Virginia Grey
American actress (1917–2004)
Virginia Grey (March 22, 1917 – July 31, 2004) was an American film and television actress.
This article does not cite its sources. (August 2023) |
Quotes
editClassic Images Interview, 1994 [citation needed]
edit- We filmed in 1956. This was five years after I dated Bob [Robert Taylor] and she filed for divorce. I accidentally put my coat on her chair and she tore into me with a vengeance in front of everyone. She never mentioned Bob, but she resented me for going out with him. She had no other reason for hating me.
- Hollywood men are a lot of phony balonies.
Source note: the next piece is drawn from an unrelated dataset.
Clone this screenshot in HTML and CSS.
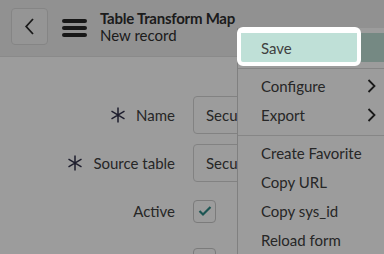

- I am a Mormon. Dad was and I was raised in that religion and during the '30s and '40s, I strayed and got into others things. I drank, I smoked, and did things totally opposite, not even thinking of what I had known during childhood. I remember in 1958, two elders came to my door and I began to think about my upbringing and what I learned and than I started to meditate on that and I found solace once again and realized what I had been neglecting, if not forgetting, all those years when I was out of circulation. I returned to my Mormon roots around Christmastime that year and became very active in the church again. I'm glad those young man dropped in and reminded me about what I'd been missing because if not I would've missed out on what the true "big picture" is. (Note the quote about being a Mormon is not sourced and is disputed: “Deleted quote about Virginia Grey being a member of the LDS church. I am her biographer and have spoken to members of her immediate family. They don't know why that quote was attributed to her. She was a lifelong devout Catholic.” See, main article history.)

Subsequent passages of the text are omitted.